I’m sure there were others.
I might be the only parent who sometimes gets a little testy while trying to get the kids to school. It can be rough. While I try to exude an air of perfection, I can be extremely weak and impatient and easily agitated. I have my own stuff I need to do. Writing before they wake up is a perfect example. If someone woke and came down right now (while I write), I’d be ridiculously annoyed (but I wouldn’t show it).
Lessons about patience….
Here are a few observations… lessons to help me maintain a decent blood pressure reading during the morning process.

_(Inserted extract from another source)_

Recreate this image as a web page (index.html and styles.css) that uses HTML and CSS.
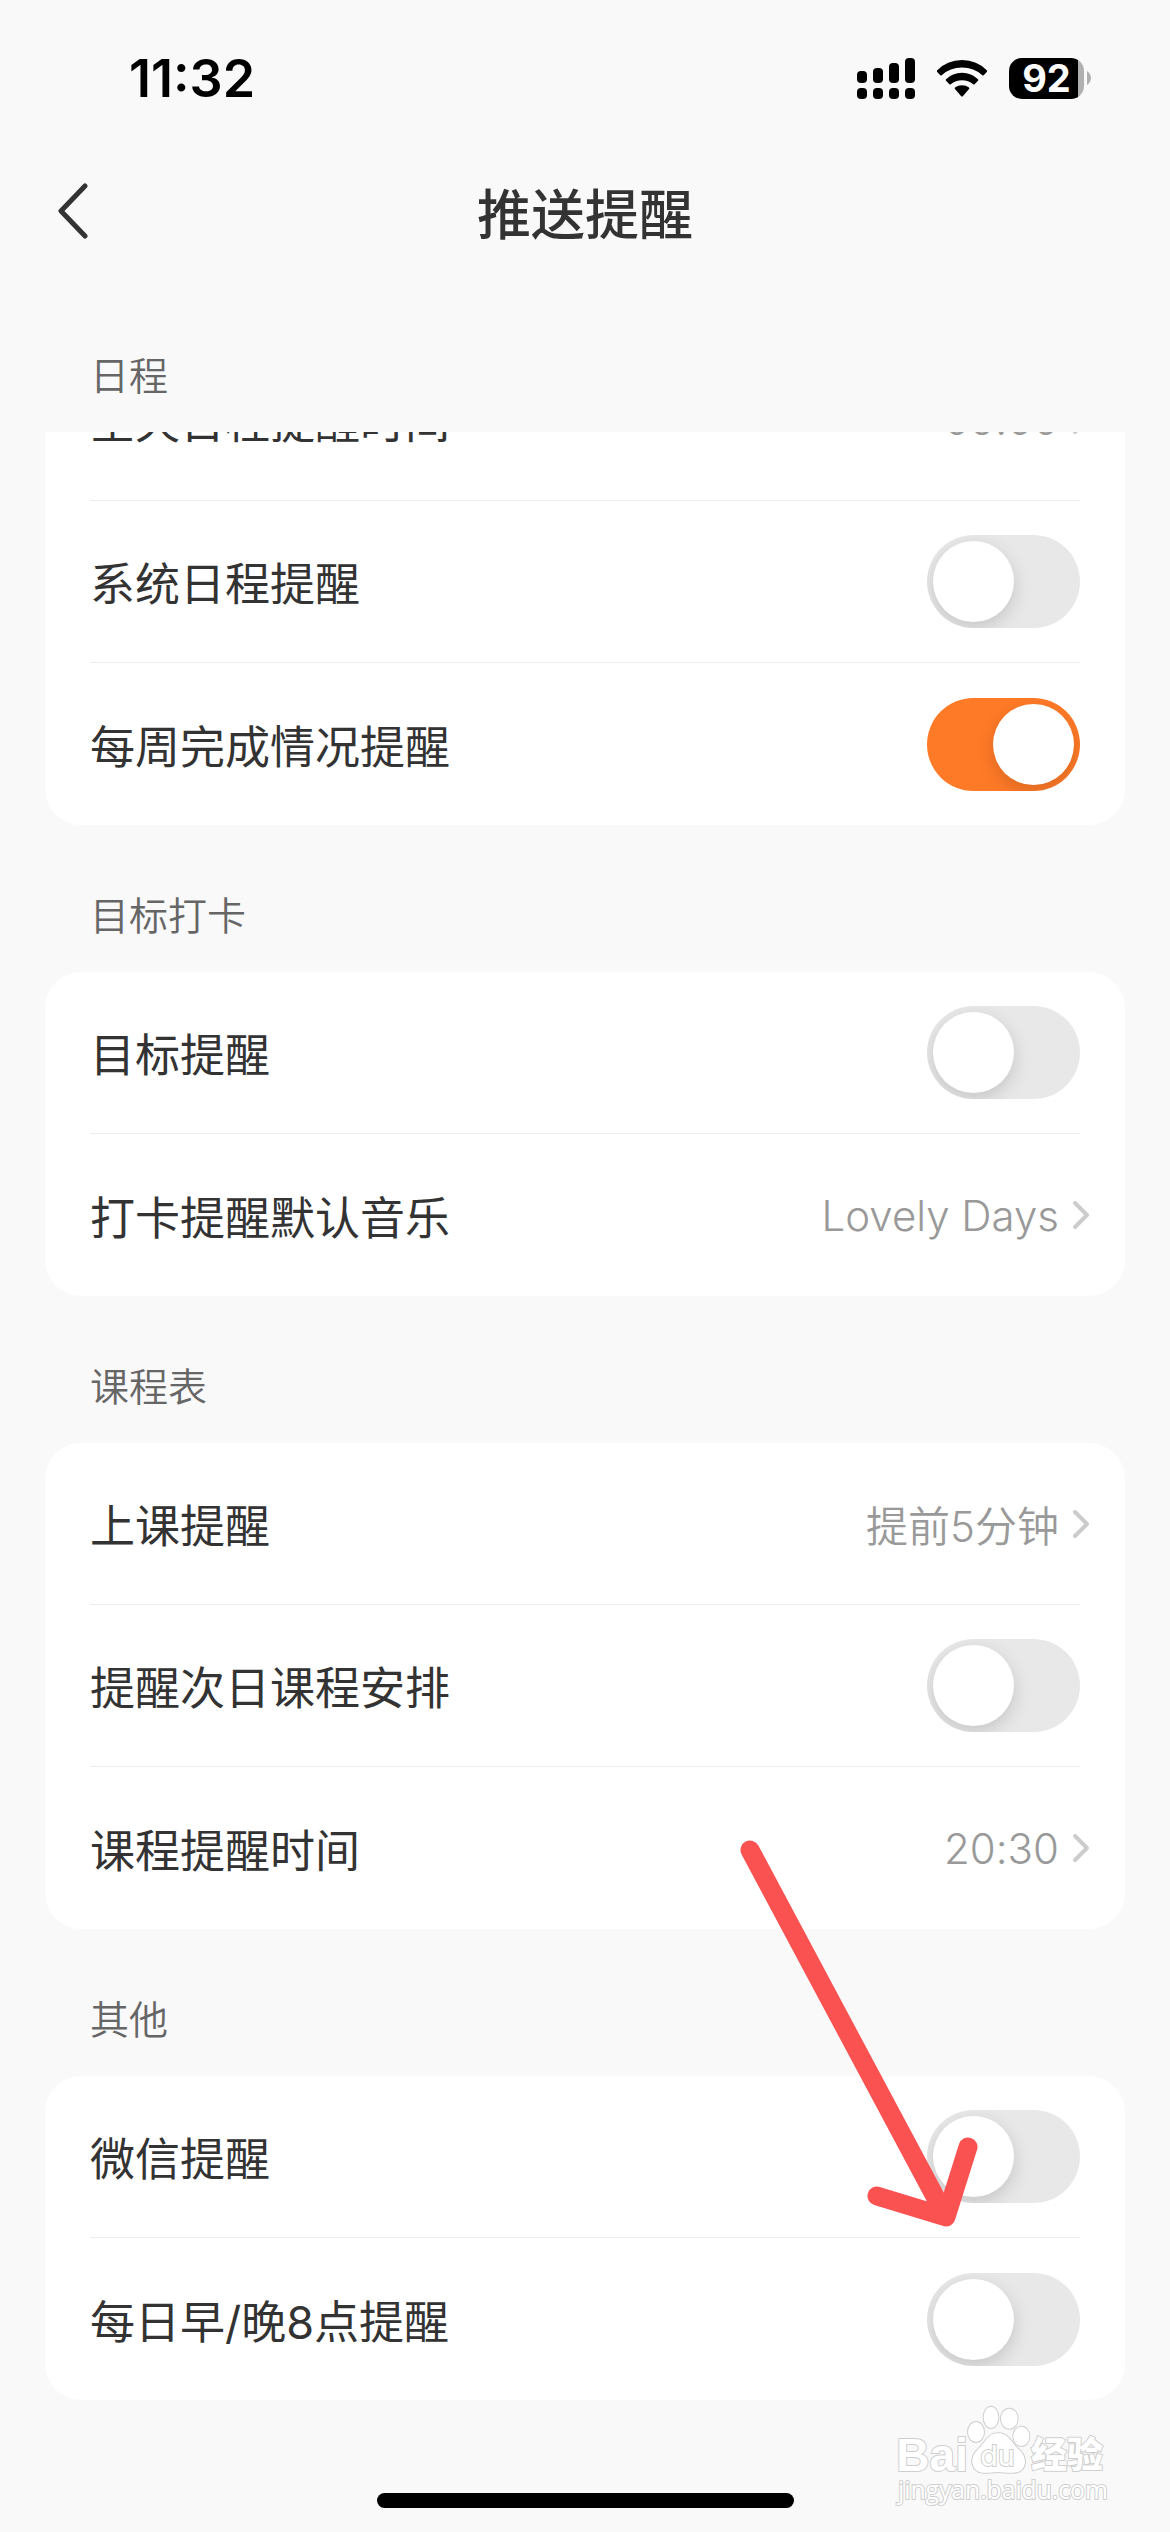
FILE: index.html
```
<!DOCTYPE html>
<html lang="zh-CN">
<head>
    <meta charset="UTF-8">
    <meta name="viewport" content="width=device-width, initial-scale=1.0">
    <title>推送提醒</title>
    <link rel="stylesheet" href="styles.css">
</head>
<body>
    <div class="page">
        <div class="status-bar">
            <span class="time">11:32</span>
            <div class="status-icons">
                <svg width="58" height="41" viewBox="0 0 58 41">
                    <rect x="0" y="13" width="10" height="12" rx="4"/>
                    <rect x="16" y="10" width="10" height="15" rx="4"/>
                    <rect x="32" y="5" width="10" height="20" rx="4"/>
                    <rect x="48" y="0" width="10" height="25" rx="4"/>
                    <rect x="0" y="30" width="10" height="11" rx="4"/>
                    <rect x="16" y="30" width="10" height="11" rx="4"/>
                    <rect x="32" y="30" width="10" height="11" rx="4"/>
                    <rect x="48" y="30" width="10" height="11" rx="4"/>
                </svg>
                <svg width="50" height="41" viewBox="0 0 50 41">
                    <path d="M0 12.500Q10 2 25 2T50 12.500Q50.500 13.200 50 13.800L46.700 17.200Q46 17.800 45.300 17.200Q37 9.500 25 9.500T4.700 17.200Q4 17.800 3.300 17.200L0 13.800Q-.5 13.200 0 12.500Z"/>
                    <path d="M9 21.300Q15.500 14.800 25 14.800T41 21.300Q41.700 22 41 22.700L37.600 26.200Q37 26.800 36.200 26.200Q31.500 22.200 25 22.200T13.800 26.200Q13 26.800 12.400 26.200L9 22.700Q8.300 22 9 21.300Z"/>
                    <path d="M18 29.500Q21 27.200 25 27.200T32 29.500Q32.800 30.300 32 31L25.800 38.200Q25 39 24.200 38.200L18 31Q17.200 30.300 18 29.500Z"/>
                </svg>
                <div class="battery">
                    <span class="battery-level">92</span>
                    <svg class="battery-cap" width="4" height="14" viewBox="0 0 4 14"><path d="M0 0Q4 3 4 7T0 14Z"/></svg>
                </div>
            </div>
        </div>

        <header class="nav">
            <button class="back" aria-label="返回">
                <svg width="32" height="56" viewBox="0 0 32 56"><path d="M28 3L4 28L28 53"/></svg>
            </button>
            <h1>推送提醒</h1>
        </header>

        <section>
            <h2>日程</h2>
            <div class="card card-scrolled">
                <a class="row" href="#">
                    <span>全天日程提醒时间</span>
                    <span class="value">09:00 <svg class="arrow" width="18" height="30" viewBox="0 0 18 30"><path d="M3 3L15 15L3 27"/></svg></span>
                </a>
                <label class="row">
                    <span>系统日程提醒</span>
                    <input type="checkbox" class="switch">
                </label>
                <label class="row">
                    <span>每周完成情况提醒</span>
                    <input type="checkbox" class="switch" checked>
                </label>
            </div>
        </section>

        <section>
            <h2>目标打卡</h2>
            <div class="card">
                <label class="row">
                    <span>目标提醒</span>
                    <input type="checkbox" class="switch">
                </label>
                <a class="row" href="#">
                    <span>打卡提醒默认音乐</span>
                    <span class="value">Lovely Days <svg class="arrow" width="18" height="30" viewBox="0 0 18 30"><path d="M3 3L15 15L3 27"/></svg></span>
                </a>
            </div>
        </section>

        <section>
            <h2>课程表</h2>
            <div class="card">
                <a class="row" href="#">
                    <span>上课提醒</span>
                    <span class="value">提前5分钟 <svg class="arrow" width="18" height="30" viewBox="0 0 18 30"><path d="M3 3L15 15L3 27"/></svg></span>
                </a>
                <label class="row">
                    <span>提醒次日课程安排</span>
                    <input type="checkbox" class="switch">
                </label>
                <a class="row" href="#">
                    <span>课程提醒时间</span>
                    <span class="value">20:30 <svg class="arrow" width="18" height="30" viewBox="0 0 18 30"><path d="M3 3L15 15L3 27"/></svg></span>
                </a>
            </div>
        </section>

        <section class="other">
            <h2>其他</h2>
            <div class="card">
                <label class="row">
                    <span>微信提醒</span>
                    <input type="checkbox" class="switch">
                </label>
                <label class="row">
                    <span>每日早/晚8点提醒</span>
                    <input type="checkbox" class="switch">
                </label>
            </div>
            <svg class="pointer" width="236" height="386" viewBox="0 0 236 386">
                <path d="M9 9L205 376M136 355L205 376L227 306"/>
            </svg>
        </section>

        <div class="home-bar"></div>

        <svg class="watermark" width="215" height="107" viewBox="100 490 645 321">
            <text class="wm-logo" x="110" y="693">Bai</text>
            <g class="wm-paw">
                <ellipse cx="349" cy="577" rx="24" ry="30"/>
                <ellipse cx="394" cy="533" rx="22" ry="32"/>
                <ellipse cx="449" cy="537" rx="25" ry="30"/>
                <ellipse cx="485" cy="590" rx="24" ry="29"/>
                <path d="M415 581C450 581 455 612 478 630C498 646 502 676 486 690C468 706 440 697 415 697C390 697 365 706 348 690C332 674 336 646 354 630C378 610 382 581 415 581Z"/>
            </g>
            <text class="wm-du" x="362" y="680">du</text>
            <text class="wm-cn" x="514" y="686">经验</text>
            <text class="wm-url" x="115" y="778">jingyan.baidu.com</text>
        </svg>
    </div>
</body>
</html>
```
FILE: styles.css
```
* {
    box-sizing: border-box;
}
body {
    margin: 0;
    background-color: #f9f9f9;
    color: #333;
    font-family: Inter, "Noto Sans CJK SC", sans-serif;
}
.page {
    position: relative;
    display: flex;
    flex-direction: column;
    min-height: 100vh;
}

/* status bar */
.status-bar {
    display: flex;
    justify-content: space-between;
    align-items: center;
    height: 156px;
    padding: 0 79px 0 129px;
    color: #000;
}
.time {
    font-size: 52px;
    font-weight: 600;
}
.status-icons {
    display: flex;
    align-items: center;
    gap: 22px;
}
.battery {
    display: flex;
    align-items: center;
    gap: 3px;
}
.battery-level {
    width: 75px;
    height: 41px;
    border-radius: 13px;
    background: linear-gradient(to right, #000 92%, #b0b0b0 92%);
    color: #fff;
    font-size: 38px;
    font-weight: 700;
    line-height: 41px;
    text-align: center;
}
.battery-cap {
    fill: #b0b0b0;
}

/* title */
.nav {
    position: relative;
    display: flex;
    justify-content: center;
    align-items: center;
    height: 110px;
    margin-bottom: 19px;
}
.nav h1 {
    margin: 0;
    font-size: 54px;
    font-weight: 500;
}
.back {
    position: absolute;
    left: 57px;
    display: flex;
    padding: 0;
    border: none;
    background: none;
    cursor: pointer;
}
.back path {
    fill: none;
    stroke: #333;
    stroke-width: 5;
    stroke-linecap: round;
    stroke-linejoin: round;
}

/* groups */
section {
    padding: 0 45px;
}
h2 {
    margin: 0;
    padding: 63px 45px 28px;
    color: #666;
    font-size: 39px;
    font-weight: 350;
    line-height: 56px;
}
.card {
    padding: 0 45px;
    border-radius: 36px;
    background-color: #fff;
    overflow: hidden;
}
.card-scrolled {
    border-top-left-radius: 0;
    border-top-right-radius: 0;
}
/* list is scrolled, the first row goes under the title */
.card-scrolled .row:first-child {
    margin-top: -93px;
}
.row {
    display: flex;
    justify-content: space-between;
    align-items: center;
    height: 162px;
    border-bottom: 1px solid #ededed;
    color: #333;
    font-size: 45px;
    text-decoration: none;
}
.row:last-child {
    border-bottom: none;
}
.value {
    display: flex;
    align-items: center;
    gap: 13px;
    margin-right: -10px;
    color: #999;
    font-size: 42px;
    font-weight: 350;
    font-variant-ligatures: no-contextual;
}
.arrow {
    fill: none;
    stroke: #ccc;
    stroke-width: 4;
    stroke-linecap: round;
    stroke-linejoin: round;
}
.switch {
    appearance: none;
    width: 153px;
    height: 93px;
    margin: 0;
    padding: 6px;
    border-radius: 47px;
    background-color: #e8e8e8;
    overflow: hidden;
    cursor: pointer;
}
.switch::before {
    content: "";
    display: block;
    width: 81px;
    height: 81px;
    border-radius: 50%;
    background-color: #fff;
    box-shadow: 0 6px 18px rgba(0, 0, 0, 0.15);
}
.switch:checked {
    background-color: #ff7a27;
}
.switch:checked::before {
    margin-left: auto;
}

/* red arrow over the last group */
.other {
    position: relative;
}
.pointer {
    position: absolute;
    top: -88px;
    right: 193px;
    fill: none;
    stroke: #fa5151;
    stroke-width: 19;
    stroke-linecap: round;
    stroke-linejoin: round;
    overflow: visible;
    pointer-events: none;
}

.home-bar {
    width: 417px;
    height: 15px;
    margin: auto auto 24px;
    border-radius: 8px;
    background-color: #000;
}

/* watermark */
.watermark {
    position: absolute;
    right: 62px;
    bottom: 22px;
    fill: #fff;
    stroke: #cfcfcf;
    stroke-width: 6;
    paint-order: stroke;
}
.wm-logo {
    font-family: "Liberation Sans", sans-serif;
    font-size: 138px;
    font-weight: 700;
}
.wm-du {
    font-size: 86px;
    font-weight: 400;
}
.wm-cn {
    font-family: "Noto Sans CJK SC", sans-serif;
    font-size: 108px;
    font-weight: 900;
}
.wm-url {
    font-family: "Open Sans", sans-serif;
    font-size: 74px;
}
```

Kids are not efficient: Kids under 19 are not efficient. They are easily distracted. They are not naturally task oriented (unless the task is Rainbow Looming or playing Rayman on the tablet). While we do need to help them move things along, we should relax our expectations that they should always be solidly on task.

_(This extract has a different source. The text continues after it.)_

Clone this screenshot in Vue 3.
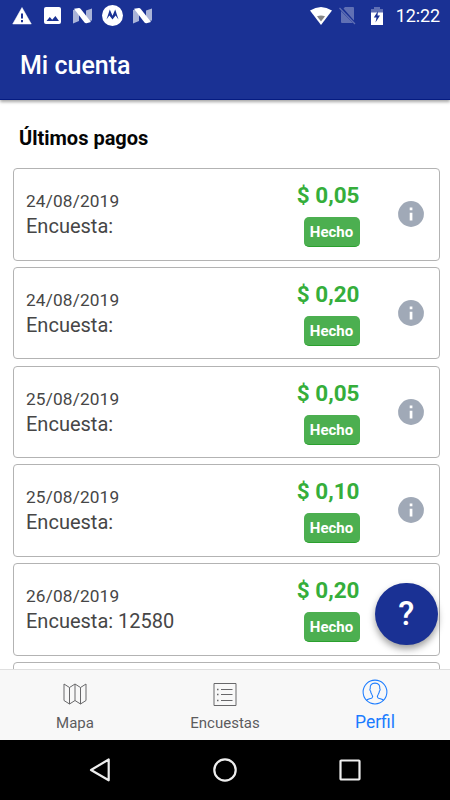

Make it a game: I forget this all the time. If we gamify things, then there’s a greater chance that they’ll do it (and that everyone will have fun). My boys come back to this chart throughout the morning, now. It’s still not incredibly quick, but it keeps them going.
Parents are the thermostat: Even if I have every right to lose a tad bit of cool, it never works. It just never brings the desired effect. If my temperature rises, then so do theirs, and that rise in temps always results in even greater inefficiency and more stress.
Parents can always lower the temp by maintaining their cool.
I don’t need the stress so make stress a choice: If I just give up my right to have boot camp style mornings, I’m a happier person. If I can save my stress until the actual work day is upon me (even there, why?), then it’s a win. If getting annoyed or frustrated doesn’t change things, then why waste energy on getting annoyed and frustrated?
Set aside my own stuff during that precious hour: This one might be unique to me, but I do try to get in my own disciplines in the morning – writing, social media updates for a couple accounts I assist with, reading and journaling, and exercise. Sometimes their schedule busts in on my schedule. At that point, I just need to let go and be with my kids. What’s more important?
I get to know my kids better: One thing I’ve noticed in these few short days is that since I don’t constantly course correct my children while they get ready, they show their personalities while they bumble through their routines. They are hilarious. They have some wit about them. They really love each other and have fun with each other. It’s fun to watch.
Yes. Things need to get done. Children need to get to school. I need to get to work. But in the end, I need to remember that these mornings are opportunities is simply one more time I get to spend with my children. I don’t get all that much time, especially at their ages. I best enjoy it now.
Please note: Today there were some completely ridiculous demands about how the frozen waffles needed to be served. I was on the edge. Many deep breaths were taken.